**Aim of the exercise**: Pull every line containing "styles" out of the material below.
-------- Dataset extract --------
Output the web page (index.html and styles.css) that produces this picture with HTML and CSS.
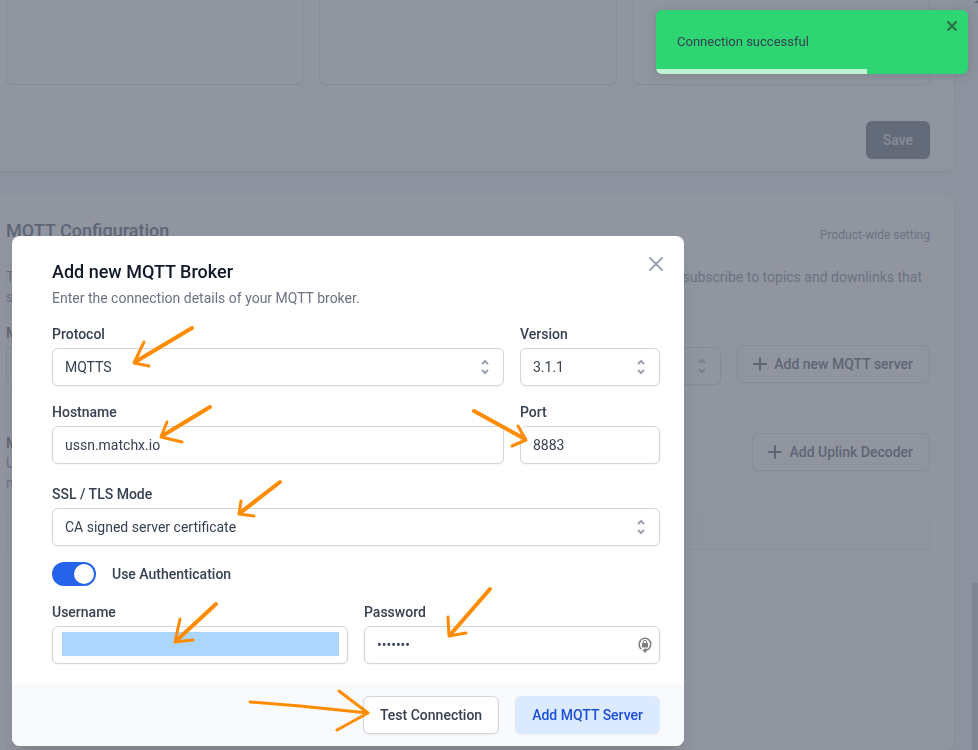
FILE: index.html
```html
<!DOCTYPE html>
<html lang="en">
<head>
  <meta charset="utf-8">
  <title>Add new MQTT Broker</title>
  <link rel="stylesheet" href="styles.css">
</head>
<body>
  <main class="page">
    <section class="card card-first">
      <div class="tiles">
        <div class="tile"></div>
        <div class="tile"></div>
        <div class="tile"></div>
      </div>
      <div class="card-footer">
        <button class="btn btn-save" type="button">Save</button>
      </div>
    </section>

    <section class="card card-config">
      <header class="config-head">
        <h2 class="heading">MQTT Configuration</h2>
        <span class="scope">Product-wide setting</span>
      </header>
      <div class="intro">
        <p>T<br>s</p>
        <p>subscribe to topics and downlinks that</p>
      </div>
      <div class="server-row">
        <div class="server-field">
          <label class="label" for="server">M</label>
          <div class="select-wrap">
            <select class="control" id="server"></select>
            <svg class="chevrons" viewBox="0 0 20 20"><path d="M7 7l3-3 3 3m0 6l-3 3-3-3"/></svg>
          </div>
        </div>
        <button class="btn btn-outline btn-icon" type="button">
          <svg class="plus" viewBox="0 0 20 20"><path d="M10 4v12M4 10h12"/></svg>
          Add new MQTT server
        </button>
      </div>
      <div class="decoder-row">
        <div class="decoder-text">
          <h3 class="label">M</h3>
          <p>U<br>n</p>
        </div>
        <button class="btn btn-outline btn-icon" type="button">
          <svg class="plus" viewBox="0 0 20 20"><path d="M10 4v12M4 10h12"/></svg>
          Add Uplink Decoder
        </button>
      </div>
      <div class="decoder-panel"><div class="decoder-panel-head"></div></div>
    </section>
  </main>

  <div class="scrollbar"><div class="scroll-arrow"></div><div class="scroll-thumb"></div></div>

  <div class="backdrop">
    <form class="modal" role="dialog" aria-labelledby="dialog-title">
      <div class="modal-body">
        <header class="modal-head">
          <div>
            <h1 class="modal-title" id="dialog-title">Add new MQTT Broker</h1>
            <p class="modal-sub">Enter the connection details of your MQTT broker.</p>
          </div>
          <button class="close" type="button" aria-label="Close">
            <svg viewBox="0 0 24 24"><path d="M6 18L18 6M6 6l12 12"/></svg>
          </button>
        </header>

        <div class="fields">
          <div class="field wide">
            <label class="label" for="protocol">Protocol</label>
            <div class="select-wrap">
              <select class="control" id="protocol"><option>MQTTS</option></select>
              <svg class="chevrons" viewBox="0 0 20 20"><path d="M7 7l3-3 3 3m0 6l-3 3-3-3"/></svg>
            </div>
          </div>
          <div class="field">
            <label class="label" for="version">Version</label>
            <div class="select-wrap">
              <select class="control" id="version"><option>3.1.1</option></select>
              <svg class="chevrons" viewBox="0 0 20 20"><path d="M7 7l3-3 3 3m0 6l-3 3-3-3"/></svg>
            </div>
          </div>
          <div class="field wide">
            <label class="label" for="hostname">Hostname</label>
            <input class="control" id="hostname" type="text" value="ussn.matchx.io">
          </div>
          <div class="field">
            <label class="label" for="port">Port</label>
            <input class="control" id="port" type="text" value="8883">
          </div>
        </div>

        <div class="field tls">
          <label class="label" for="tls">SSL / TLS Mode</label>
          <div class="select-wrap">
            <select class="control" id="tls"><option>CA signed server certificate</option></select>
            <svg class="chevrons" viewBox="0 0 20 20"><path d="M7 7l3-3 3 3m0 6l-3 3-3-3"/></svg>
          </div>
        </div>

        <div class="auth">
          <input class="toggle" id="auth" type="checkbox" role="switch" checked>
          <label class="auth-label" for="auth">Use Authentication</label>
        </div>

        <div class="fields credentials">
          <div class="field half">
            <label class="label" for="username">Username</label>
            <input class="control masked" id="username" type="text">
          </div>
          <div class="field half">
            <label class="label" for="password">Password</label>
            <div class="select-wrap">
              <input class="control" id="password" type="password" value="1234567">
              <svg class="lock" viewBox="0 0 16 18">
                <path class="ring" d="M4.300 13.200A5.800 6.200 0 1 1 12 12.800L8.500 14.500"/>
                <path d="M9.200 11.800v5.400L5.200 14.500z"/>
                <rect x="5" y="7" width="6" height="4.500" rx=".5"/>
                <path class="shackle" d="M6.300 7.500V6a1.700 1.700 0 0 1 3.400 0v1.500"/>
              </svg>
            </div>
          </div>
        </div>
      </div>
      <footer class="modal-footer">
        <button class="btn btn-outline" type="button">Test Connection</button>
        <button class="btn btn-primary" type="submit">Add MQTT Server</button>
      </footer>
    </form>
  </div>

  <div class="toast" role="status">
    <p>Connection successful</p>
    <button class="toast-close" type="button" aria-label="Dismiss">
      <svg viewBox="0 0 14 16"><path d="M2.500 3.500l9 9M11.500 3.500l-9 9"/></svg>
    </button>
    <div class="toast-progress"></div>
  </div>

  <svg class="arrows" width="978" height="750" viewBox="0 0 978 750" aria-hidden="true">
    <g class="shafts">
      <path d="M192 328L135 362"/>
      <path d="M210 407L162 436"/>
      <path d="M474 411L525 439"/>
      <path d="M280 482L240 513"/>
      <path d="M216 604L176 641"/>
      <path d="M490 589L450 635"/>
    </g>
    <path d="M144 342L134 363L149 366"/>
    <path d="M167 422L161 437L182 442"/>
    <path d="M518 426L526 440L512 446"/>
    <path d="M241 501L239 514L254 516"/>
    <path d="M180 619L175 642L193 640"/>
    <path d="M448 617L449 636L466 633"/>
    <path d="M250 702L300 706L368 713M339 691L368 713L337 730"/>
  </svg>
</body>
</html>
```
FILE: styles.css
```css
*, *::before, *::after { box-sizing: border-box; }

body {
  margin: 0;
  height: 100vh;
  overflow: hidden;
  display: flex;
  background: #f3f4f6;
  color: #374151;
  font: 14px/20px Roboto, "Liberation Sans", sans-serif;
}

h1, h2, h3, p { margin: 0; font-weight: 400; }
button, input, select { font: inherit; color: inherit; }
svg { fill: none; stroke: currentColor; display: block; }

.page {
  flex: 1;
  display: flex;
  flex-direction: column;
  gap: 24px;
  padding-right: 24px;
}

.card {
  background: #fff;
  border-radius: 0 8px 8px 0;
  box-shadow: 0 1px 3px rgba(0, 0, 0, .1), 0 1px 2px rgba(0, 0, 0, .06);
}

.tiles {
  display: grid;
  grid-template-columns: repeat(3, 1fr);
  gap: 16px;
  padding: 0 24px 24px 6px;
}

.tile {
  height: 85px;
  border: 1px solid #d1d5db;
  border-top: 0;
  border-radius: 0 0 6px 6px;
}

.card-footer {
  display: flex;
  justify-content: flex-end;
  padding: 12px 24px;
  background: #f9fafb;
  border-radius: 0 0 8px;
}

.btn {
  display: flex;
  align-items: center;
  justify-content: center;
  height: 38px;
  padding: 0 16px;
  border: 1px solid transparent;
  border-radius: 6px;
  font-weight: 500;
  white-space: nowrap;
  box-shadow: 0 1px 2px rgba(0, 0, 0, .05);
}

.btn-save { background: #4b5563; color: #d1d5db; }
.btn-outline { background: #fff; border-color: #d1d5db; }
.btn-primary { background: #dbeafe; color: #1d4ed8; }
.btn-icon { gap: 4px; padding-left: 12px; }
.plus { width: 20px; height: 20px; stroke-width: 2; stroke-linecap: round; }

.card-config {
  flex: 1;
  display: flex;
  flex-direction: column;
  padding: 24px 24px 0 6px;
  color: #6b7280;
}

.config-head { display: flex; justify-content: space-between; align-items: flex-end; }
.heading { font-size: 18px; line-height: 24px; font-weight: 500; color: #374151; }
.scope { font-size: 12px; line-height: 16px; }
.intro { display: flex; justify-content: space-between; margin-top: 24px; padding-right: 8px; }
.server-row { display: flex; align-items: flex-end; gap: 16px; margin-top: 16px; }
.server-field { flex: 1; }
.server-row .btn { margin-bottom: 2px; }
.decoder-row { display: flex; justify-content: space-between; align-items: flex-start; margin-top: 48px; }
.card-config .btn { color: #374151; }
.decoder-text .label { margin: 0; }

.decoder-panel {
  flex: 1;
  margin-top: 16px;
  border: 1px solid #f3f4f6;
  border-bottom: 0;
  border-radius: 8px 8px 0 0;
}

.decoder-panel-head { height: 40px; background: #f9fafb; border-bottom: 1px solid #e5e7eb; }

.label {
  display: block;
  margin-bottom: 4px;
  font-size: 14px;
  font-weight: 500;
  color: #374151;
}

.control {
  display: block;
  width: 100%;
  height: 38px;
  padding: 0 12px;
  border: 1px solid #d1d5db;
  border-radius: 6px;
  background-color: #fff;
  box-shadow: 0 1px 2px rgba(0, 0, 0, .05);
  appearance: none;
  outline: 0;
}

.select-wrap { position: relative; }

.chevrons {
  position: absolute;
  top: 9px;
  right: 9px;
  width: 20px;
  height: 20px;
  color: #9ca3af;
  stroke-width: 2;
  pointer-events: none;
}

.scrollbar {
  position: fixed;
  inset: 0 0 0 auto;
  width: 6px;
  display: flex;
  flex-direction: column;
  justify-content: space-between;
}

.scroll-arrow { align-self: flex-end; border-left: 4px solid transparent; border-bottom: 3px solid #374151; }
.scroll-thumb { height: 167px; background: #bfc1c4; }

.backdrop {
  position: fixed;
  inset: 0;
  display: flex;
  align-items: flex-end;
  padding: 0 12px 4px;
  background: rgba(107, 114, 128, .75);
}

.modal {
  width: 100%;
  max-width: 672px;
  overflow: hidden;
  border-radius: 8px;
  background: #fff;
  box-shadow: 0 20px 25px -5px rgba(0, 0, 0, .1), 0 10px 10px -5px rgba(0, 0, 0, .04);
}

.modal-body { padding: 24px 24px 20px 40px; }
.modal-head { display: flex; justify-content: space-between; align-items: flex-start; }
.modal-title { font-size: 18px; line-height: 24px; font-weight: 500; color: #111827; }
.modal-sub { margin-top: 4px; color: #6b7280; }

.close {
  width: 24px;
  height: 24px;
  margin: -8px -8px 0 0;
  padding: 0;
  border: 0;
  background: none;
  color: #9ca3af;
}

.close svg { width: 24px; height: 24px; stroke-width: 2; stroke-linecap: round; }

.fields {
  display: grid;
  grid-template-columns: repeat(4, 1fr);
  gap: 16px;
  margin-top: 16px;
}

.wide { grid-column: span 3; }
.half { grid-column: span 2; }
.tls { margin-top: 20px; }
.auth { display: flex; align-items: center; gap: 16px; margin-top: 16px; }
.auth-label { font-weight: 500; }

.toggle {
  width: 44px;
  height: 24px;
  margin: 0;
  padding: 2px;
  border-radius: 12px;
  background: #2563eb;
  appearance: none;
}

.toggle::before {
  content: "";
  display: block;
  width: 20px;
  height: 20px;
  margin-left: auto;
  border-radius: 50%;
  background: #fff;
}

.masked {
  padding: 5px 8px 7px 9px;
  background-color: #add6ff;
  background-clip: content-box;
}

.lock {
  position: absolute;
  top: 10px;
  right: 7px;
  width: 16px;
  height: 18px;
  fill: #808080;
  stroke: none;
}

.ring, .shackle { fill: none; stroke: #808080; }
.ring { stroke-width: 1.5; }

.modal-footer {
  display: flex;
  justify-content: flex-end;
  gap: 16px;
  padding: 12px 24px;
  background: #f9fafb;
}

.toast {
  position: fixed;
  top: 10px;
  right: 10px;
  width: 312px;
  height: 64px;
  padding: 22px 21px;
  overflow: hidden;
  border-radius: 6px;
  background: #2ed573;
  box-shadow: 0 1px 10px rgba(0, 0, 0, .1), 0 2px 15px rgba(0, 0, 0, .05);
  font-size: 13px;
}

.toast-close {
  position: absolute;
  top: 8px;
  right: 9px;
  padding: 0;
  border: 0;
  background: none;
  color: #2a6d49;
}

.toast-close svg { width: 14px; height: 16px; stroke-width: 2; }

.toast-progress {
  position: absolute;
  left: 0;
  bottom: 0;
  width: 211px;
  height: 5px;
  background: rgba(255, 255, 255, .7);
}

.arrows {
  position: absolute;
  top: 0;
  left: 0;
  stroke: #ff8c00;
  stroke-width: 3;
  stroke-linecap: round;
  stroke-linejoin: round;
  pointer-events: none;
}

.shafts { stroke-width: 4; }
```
--------
**Completed task**:
Output the web page (index.html and styles.css) that produces this picture with HTML and CSS.
  <link rel="stylesheet" href="styles.css">
FILE: styles.css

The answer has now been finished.